Plotkin’s statement that the governor just found out about the credit isn’t going to mollify those people. It’s more likely he just recognized the price tag that credit would carry with it and threw a fit, but even so when state legislators were finding out about the credit through their CPA’s it’s inevitable you’ll hear stuff like “Jindal was the last to know about this because he’s too busy campaigning for vice president” and so forth.

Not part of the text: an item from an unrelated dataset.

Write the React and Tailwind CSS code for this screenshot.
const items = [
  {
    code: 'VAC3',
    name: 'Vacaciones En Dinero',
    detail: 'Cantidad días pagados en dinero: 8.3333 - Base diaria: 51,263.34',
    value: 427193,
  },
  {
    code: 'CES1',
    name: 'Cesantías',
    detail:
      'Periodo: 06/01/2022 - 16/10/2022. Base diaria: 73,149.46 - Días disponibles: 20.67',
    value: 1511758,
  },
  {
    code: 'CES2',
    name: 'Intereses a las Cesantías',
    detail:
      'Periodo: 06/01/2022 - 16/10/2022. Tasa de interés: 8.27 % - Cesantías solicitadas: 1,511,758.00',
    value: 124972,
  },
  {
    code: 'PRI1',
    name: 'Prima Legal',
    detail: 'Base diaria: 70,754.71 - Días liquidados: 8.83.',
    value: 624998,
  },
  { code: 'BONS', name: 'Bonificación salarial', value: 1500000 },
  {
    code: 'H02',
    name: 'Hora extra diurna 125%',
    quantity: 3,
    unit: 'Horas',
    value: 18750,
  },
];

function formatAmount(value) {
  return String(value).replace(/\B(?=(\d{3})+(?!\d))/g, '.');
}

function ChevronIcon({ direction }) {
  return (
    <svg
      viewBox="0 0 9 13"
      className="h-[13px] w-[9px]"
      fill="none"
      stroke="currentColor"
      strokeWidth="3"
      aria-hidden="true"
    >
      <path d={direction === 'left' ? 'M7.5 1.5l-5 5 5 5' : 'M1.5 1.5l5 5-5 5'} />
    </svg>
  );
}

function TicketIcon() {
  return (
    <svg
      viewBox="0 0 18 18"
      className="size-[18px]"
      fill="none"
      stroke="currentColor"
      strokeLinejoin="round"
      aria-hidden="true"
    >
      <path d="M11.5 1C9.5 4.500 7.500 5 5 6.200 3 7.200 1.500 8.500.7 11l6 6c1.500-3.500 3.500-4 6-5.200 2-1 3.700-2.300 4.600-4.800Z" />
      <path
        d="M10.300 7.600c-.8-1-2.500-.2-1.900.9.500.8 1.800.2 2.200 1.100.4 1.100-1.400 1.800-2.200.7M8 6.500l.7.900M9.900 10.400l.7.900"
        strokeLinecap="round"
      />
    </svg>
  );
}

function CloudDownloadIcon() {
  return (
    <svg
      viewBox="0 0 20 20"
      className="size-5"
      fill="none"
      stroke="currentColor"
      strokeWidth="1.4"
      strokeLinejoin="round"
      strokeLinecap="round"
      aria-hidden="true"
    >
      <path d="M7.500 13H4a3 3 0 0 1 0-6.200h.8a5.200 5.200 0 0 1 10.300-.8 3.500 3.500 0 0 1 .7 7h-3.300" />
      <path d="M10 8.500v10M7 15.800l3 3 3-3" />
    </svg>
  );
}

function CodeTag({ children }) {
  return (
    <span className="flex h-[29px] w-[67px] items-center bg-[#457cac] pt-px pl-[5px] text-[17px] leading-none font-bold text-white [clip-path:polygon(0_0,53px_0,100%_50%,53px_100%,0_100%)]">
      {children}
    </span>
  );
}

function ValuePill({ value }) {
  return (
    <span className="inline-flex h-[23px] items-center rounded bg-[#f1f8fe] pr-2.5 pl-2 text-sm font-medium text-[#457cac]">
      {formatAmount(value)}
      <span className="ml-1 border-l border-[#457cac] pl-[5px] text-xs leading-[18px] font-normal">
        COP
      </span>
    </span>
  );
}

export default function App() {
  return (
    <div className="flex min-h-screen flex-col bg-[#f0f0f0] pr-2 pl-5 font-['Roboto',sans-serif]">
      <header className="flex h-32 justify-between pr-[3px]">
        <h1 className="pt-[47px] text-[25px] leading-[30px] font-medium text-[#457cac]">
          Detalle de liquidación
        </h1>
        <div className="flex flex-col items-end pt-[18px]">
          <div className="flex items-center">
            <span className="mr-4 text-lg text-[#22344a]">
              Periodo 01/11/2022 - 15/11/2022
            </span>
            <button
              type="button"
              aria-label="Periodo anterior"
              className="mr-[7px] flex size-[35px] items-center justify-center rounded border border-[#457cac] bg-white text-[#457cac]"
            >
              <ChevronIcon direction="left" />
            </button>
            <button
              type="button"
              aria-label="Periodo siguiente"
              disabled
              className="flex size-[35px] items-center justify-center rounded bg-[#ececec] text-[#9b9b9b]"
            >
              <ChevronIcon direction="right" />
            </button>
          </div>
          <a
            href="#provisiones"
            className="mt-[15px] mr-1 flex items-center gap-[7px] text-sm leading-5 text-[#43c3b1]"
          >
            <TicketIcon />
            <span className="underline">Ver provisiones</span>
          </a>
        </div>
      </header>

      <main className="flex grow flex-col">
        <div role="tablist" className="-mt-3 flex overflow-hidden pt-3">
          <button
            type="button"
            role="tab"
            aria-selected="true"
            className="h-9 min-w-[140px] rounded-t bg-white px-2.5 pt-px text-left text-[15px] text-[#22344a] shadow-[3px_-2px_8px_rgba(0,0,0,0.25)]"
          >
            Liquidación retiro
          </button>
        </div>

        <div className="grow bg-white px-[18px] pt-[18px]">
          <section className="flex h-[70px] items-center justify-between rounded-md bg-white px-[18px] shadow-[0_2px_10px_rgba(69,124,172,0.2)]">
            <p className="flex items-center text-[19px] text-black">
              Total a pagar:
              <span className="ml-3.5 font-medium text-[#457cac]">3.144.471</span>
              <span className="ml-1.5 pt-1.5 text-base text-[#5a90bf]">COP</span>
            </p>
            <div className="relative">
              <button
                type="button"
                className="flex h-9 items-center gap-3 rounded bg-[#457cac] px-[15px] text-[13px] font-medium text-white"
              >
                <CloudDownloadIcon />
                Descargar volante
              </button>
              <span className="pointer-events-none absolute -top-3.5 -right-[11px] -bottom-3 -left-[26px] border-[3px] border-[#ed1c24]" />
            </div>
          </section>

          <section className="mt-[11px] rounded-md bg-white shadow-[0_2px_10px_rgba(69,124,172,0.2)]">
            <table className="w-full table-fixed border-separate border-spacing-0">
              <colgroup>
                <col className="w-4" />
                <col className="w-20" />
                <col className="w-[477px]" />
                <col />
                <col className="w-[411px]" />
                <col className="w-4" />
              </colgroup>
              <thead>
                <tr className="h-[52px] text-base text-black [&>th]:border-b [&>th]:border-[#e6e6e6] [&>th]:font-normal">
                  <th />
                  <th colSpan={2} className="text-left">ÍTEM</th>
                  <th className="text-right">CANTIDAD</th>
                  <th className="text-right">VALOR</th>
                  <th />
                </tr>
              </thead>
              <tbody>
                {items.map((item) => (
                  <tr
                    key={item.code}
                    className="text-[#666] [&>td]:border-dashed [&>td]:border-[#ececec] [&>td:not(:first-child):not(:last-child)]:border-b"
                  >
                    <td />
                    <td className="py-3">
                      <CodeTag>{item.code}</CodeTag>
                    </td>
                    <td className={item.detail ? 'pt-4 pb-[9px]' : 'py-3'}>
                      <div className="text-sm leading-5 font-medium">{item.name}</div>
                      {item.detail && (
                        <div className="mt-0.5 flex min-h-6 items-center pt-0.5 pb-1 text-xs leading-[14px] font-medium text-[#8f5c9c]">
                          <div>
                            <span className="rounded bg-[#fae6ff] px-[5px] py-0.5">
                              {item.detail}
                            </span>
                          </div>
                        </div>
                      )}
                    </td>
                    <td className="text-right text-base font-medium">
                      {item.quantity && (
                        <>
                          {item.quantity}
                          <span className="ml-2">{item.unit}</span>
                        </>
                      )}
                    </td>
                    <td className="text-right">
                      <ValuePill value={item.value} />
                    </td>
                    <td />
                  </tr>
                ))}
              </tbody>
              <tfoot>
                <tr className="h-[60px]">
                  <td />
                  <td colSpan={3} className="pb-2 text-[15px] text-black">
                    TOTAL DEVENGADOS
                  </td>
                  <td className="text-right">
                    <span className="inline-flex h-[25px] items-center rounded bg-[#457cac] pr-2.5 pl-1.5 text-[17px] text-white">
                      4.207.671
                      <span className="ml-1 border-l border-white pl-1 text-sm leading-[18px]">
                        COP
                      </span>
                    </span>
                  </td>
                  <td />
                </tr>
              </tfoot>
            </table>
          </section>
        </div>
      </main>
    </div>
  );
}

The second line of attack will be that Jindal is a tool of the oil companies for killing the tax break. There has been a whiff of that in the air of late even among the more sober observers of the state’s political scene, and among the Hard Left the charge has been made far more forcefully. The environmental crowd have been big boosters of things like tax credits for alternative-fuel vehicles, so the loss of a pet policy like this won’t be an overly popular occurrence.

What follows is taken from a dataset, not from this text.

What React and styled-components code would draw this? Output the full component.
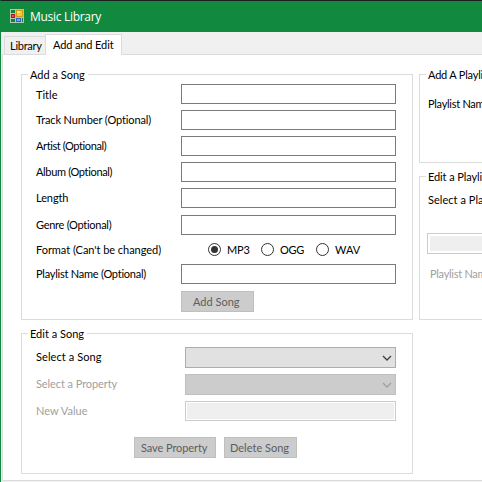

But it should be remembered that the state’s tax credit program for alternative fuel vehicles was put in place largely in an effort to boost the use of natural gas as a transportation fuel. It was passed in 2009, just as the Haynesville Shale play was coming on line. Additionally, the state was involved with several efforts at using sugar cane to make ethanol; the tax credit was seen as a way to help those efforts achieve profitability. And further, Louisiana is something of a testing ground for several attempts at making biodiesel production profitable. All are covered under the tax credit. But standard flex-fuel vehicles don’t particularly benefit any of those policy objectives in Louisiana; their presence mostly helps corn farmers in Iowa and Kansas, not sugar-cane growers in Terrebonne Parish or natural gas-rich landowners in DeSoto Parish.
So the tax credit’s expansion to Detroit’s flex-fuel vehicles was not a particularly smart one revenue-wise or economics-wise (unless you’re a car dealer), and Jindal’s decision to rescind it is the fiscally-intelligent one. The question is how the abortive giveaway escaped out of the bureaucracy in the first place.